Data shown:

● ● ● ● ● ● ●

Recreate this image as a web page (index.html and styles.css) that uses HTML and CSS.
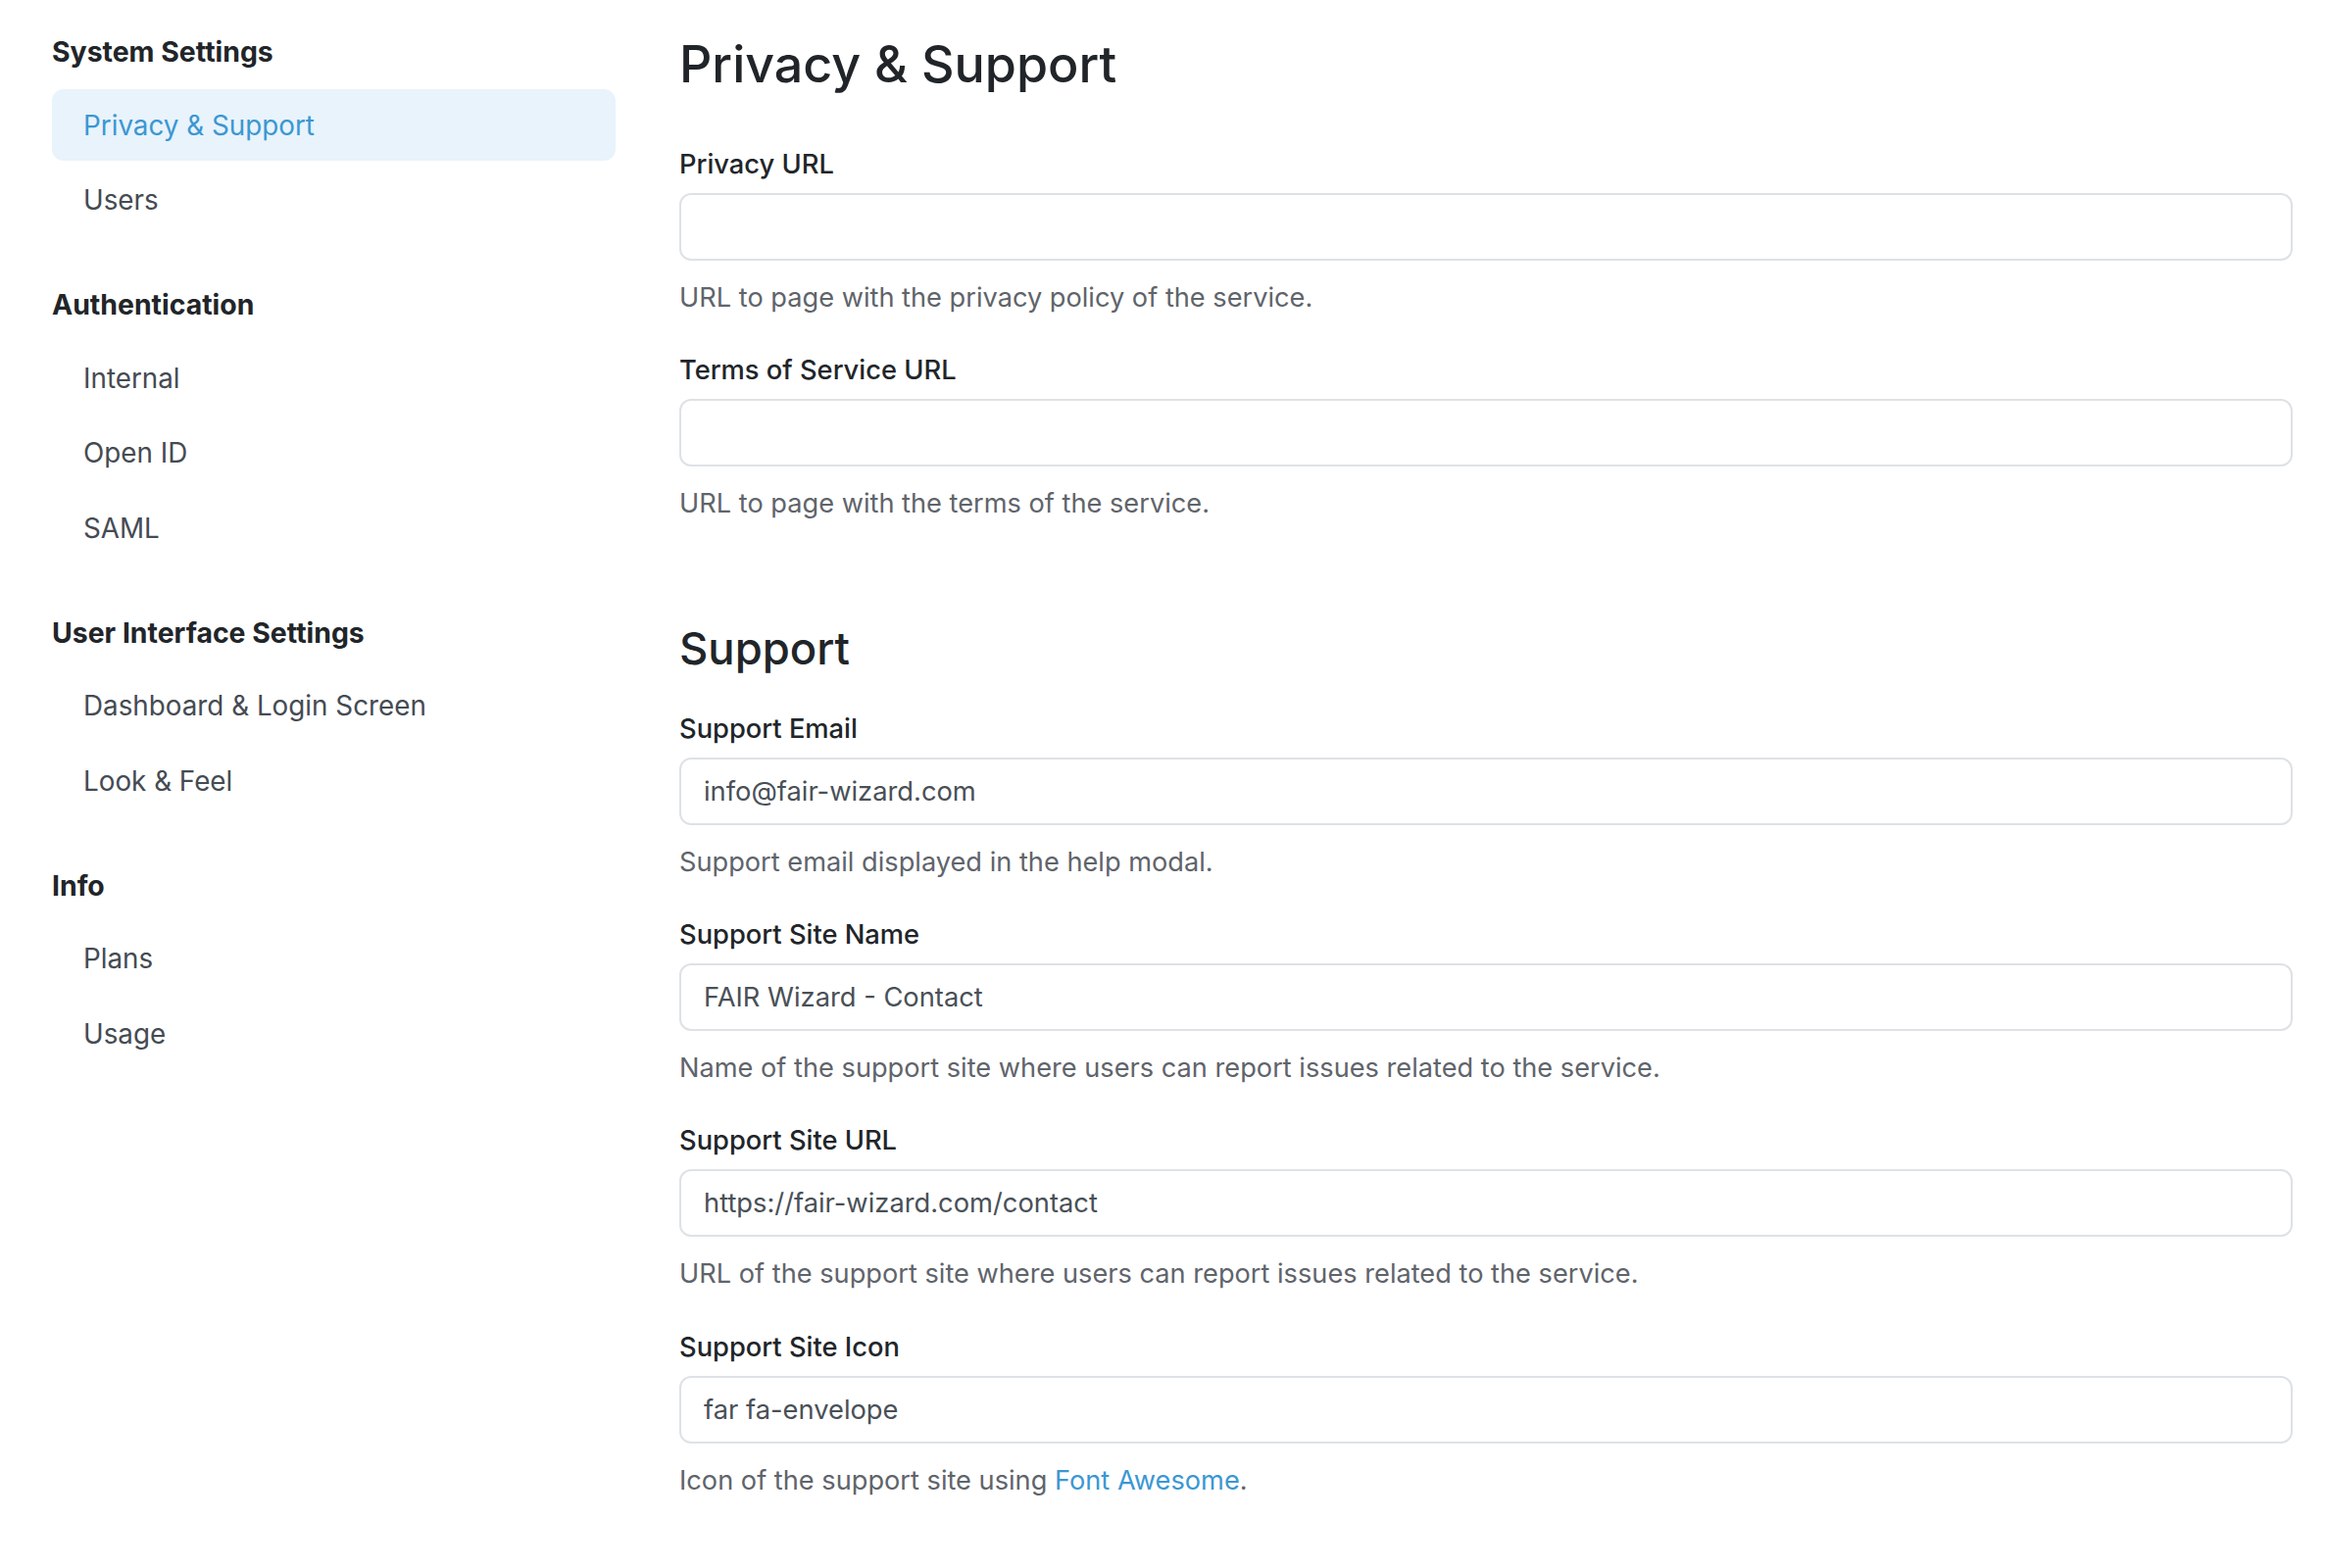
FILE: index.html
```html
<!DOCTYPE html>
<html lang="en">
<head>
<meta charset="utf-8">
<title>Privacy &amp; Support</title>
<link rel="stylesheet" href="styles.css">
</head>
<body>
<div class="layout">
  <nav class="sidebar">
    <div class="nav-group">
      <div class="nav-heading">System Settings</div>
      <a class="nav-item active" href="#">Privacy &amp; Support</a>
      <a class="nav-item" href="#">Users</a>
    </div>
    <div class="nav-group">
      <div class="nav-heading">Authentication</div>
      <a class="nav-item" href="#">Internal</a>
      <a class="nav-item" href="#">Open ID</a>
      <a class="nav-item" href="#">SAML</a>
    </div>
    <div class="nav-group">
      <div class="nav-heading">User Interface Settings</div>
      <a class="nav-item" href="#">Dashboard &amp; Login Screen</a>
      <a class="nav-item" href="#">Look &amp; Feel</a>
    </div>
    <div class="nav-group">
      <div class="nav-heading">Info</div>
      <a class="nav-item" href="#">Plans</a>
      <a class="nav-item" href="#">Usage</a>
    </div>
  </nav>
  <main class="content">
    <h1 class="page-title">Privacy &amp; Support</h1>
    <div class="form-group">
      <label class="form-label">Privacy URL</label>
      <input class="form-control" type="text" value="">
      <p class="form-text">URL to page with the privacy policy of the service.</p>
    </div>
    <div class="form-group">
      <label class="form-label">Terms of Service URL</label>
      <input class="form-control" type="text" value="">
      <p class="form-text">URL to page with the terms of the service.</p>
    </div>
    <h2 class="section-title">Support</h2>
    <div class="form-group">
      <label class="form-label">Support Email</label>
      <input class="form-control" type="text" value="info@fair-wizard.com">
      <p class="form-text">Support email displayed in the help modal.</p>
    </div>
    <div class="form-group">
      <label class="form-label">Support Site Name</label>
      <input class="form-control" type="text" value="FAIR Wizard - Contact">
      <p class="form-text">Name of the support site where users can report issues related to the service.</p>
    </div>
    <div class="form-group">
      <label class="form-label">Support Site URL</label>
      <input class="form-control" type="text" value="https://fair-wizard.com/contact">
      <p class="form-text">URL of the support site where users can report issues related to the service.</p>
    </div>
    <div class="form-group">
      <label class="form-label">Support Site Icon</label>
      <input class="form-control" type="text" value="far fa-envelope">
      <p class="form-text">Icon of the support site using <a class="link" href="#">Font Awesome</a>.</p>
    </div>
  </main>
</div>
</body>
</html>
```
FILE: styles.css
```css
* { box-sizing: border-box; }

html, body {
  margin: 0;
  padding: 0;
  background: #ffffff;
}

body {
  font-family: Inter, "Noto Sans", "Liberation Sans", sans-serif;
  color: #212529;
}

.layout {
  display: flex;
  align-items: flex-start;
  padding: 0 33px 0 53px;
  gap: 65px;
}

/* Sidebar */
.sidebar {
  flex: 0 0 575px;
  display: flex;
  flex-direction: column;
  gap: 50.5px;
  padding-top: 33px;
}

.nav-group {
  display: flex;
  flex-direction: column;
  gap: 3.5px;
}

.nav-heading {
  font-size: 28.4px;
  font-weight: 700;
  line-height: 40px;
  color: #212529;
  margin-bottom: 14.5px;
}

.nav-item {
  display: flex;
  align-items: center;
  height: 73px;
  padding: 0 32px;
  border-radius: 12px;
  font-size: 27.8px;
  color: #454b53;
  text-decoration: none;
}

.nav-item.active {
  background: #e8f3fb;
  color: #3b97d3;
}

/* Content */
.content {
  flex: 1 1 auto;
  min-width: 0;
}

.page-title {
  margin: 32px 0 0;
  font-size: 52px;
  line-height: 68px;
  font-weight: 500;
  color: #212529;
}

.section-title {
  margin: 97.5px 0 0;
  font-size: 45.4px;
  line-height: 60px;
  font-weight: 500;
  color: #212529;
}

.page-title + .form-group { margin-top: 48px; }
.section-title + .form-group { margin-top: 32px; }

.form-group {
  display: flex;
  flex-direction: column;
}

.form-group + .form-group { margin-top: 34.3px; }

.form-label {
  font-size: 27.3px;
  line-height: 40px;
  font-weight: 500;
  color: #212529;
  margin-bottom: 9px;
}

.form-control {
  display: block;
  width: 100%;
  height: 69px;
  padding: 0 23px;
  border: 2px solid #dee2e6;
  border-radius: 12px;
  font-family: inherit;
  font-size: 27.3px;
  color: #495057;
  background: #ffffff;
  outline: none;
}

.form-text {
  margin: 18px 0 0;
  font-size: 27.2px;
  line-height: 40px;
  color: #5f646b;
}

.link {
  color: #3b97d3;
  text-decoration: none;
}
```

● ● ● ● ● ● ●

Stated goal: Omit the pictures, then output the rest of the listing exactly.

Result below:
Recreate this image as a web page (index.html and styles.css) that uses HTML and CSS.
FILE: index.html
```html
<!DOCTYPE html>
<html lang="en">
<head>
<meta charset="utf-8">
<title>Privacy &amp; Support</title>
<link rel="stylesheet" href="styles.css">
</head>
<body>
<div class="layout">
  <nav class="sidebar">
    <div class="nav-group">
      <div class="nav-heading">System Settings</div>
      <a class="nav-item active" href="#">Privacy &amp; Support</a>
      <a class="nav-item" href="#">Users</a>
    </div>
    <div class="nav-group">
      <div class="nav-heading">Authentication</div>
      <a class="nav-item" href="#">Internal</a>
      <a class="nav-item" href="#">Open ID</a>
      <a class="nav-item" href="#">SAML</a>
    </div>
    <div class="nav-group">
      <div class="nav-heading">User Interface Settings</div>
      <a class="nav-item" href="#">Dashboard &amp; Login Screen</a>
      <a class="nav-item" href="#">Look &amp; Feel</a>
    </div>
    <div class="nav-group">
      <div class="nav-heading">Info</div>
      <a class="nav-item" href="#">Plans</a>
      <a class="nav-item" href="#">Usage</a>
    </div>
  </nav>
  <main class="content">
    <h1 class="page-title">Privacy &amp; Support</h1>
    <div class="form-group">
      <label class="form-label">Privacy URL</label>
      <input class="form-control" type="text" value="">
      <p class="form-text">URL to page with the privacy policy of the service.</p>
    </div>
    <div class="form-group">
      <label class="form-label">Terms of Service URL</label>
      <input class="form-control" type="text" value="">
      <p class="form-text">URL to page with the terms of the service.</p>
    </div>
    <h2 class="section-title">Support</h2>
    <div class="form-group">
      <label class="form-label">Support Email</label>
      <input class="form-control" type="text" value="info@fair-wizard.com">
      <p class="form-text">Support email displayed in the help modal.</p>
    </div>
    <div class="form-group">
      <label class="form-label">Support Site Name</label>
      <input class="form-control" type="text" value="FAIR Wizard - Contact">
      <p class="form-text">Name of the support site where users can report issues related to the service.</p>
    </div>
    <div class="form-group">
      <label class="form-label">Support Site URL</label>
      <input class="form-control" type="text" value="https://fair-wizard.com/contact">
      <p class="form-text">URL of the support site where users can report issues related to the service.</p>
    </div>
    <div class="form-group">
      <label class="form-label">Support Site Icon</label>
      <input class="form-control" type="text" value="far fa-envelope">
      <p class="form-text">Icon of the support site using <a class="link" href="#">Font Awesome</a>.</p>
    </div>
  </main>
</div>
</body>
</html>
```
FILE: styles.css
```css
* { box-sizing: border-box; }

html, body {
  margin: 0;
  padding: 0;
  background: #ffffff;
}

body {
  font-family: Inter, "Noto Sans", "Liberation Sans", sans-serif;
  color: #212529;
}

.layout {
  display: flex;
  align-items: flex-start;
  padding: 0 33px 0 53px;
  gap: 65px;
}

/* Sidebar */
.sidebar {
  flex: 0 0 575px;
  display: flex;
  flex-direction: column;
  gap: 50.5px;
  padding-top: 33px;
}

.nav-group {
  display: flex;
  flex-direction: column;
  gap: 3.5px;
}

.nav-heading {
  font-size: 28.4px;
  font-weight: 700;
  line-height: 40px;
  color: #212529;
  margin-bottom: 14.5px;
}

.nav-item {
  display: flex;
  align-items: center;
  height: 73px;
  padding: 0 32px;
  border-radius: 12px;
  font-size: 27.8px;
  color: #454b53;
  text-decoration: none;
}

.nav-item.active {
  background: #e8f3fb;
  color: #3b97d3;
}

/* Content */
.content {
  flex: 1 1 auto;
  min-width: 0;
}

.page-title {
  margin: 32px 0 0;
  font-size: 52px;
  line-height: 68px;
  font-weight: 500;
  color: #212529;
}

.section-title {
  margin: 97.5px 0 0;
  font-size: 45.4px;
  line-height: 60px;
  font-weight: 500;
  color: #212529;
}

.page-title + .form-group { margin-top: 48px; }
.section-title + .form-group { margin-top: 32px; }

.form-group {
  display: flex;
  flex-direction: column;
}

.form-group + .form-group { margin-top: 34.3px; }

.form-label {
  font-size: 27.3px;
  line-height: 40px;
  font-weight: 500;
  color: #212529;
  margin-bottom: 9px;
}

.form-control {
  display: block;
  width: 100%;
  height: 69px;
  padding: 0 23px;
  border: 2px solid #dee2e6;
  border-radius: 12px;
  font-family: inherit;
  font-size: 27.3px;
  color: #495057;
  background: #ffffff;
  outline: none;
}

.form-text {
  margin: 18px 0 0;
  font-size: 27.2px;
  line-height: 40px;
  color: #5f646b;
}

.link {
  color: #3b97d3;
  text-decoration: none;
}
```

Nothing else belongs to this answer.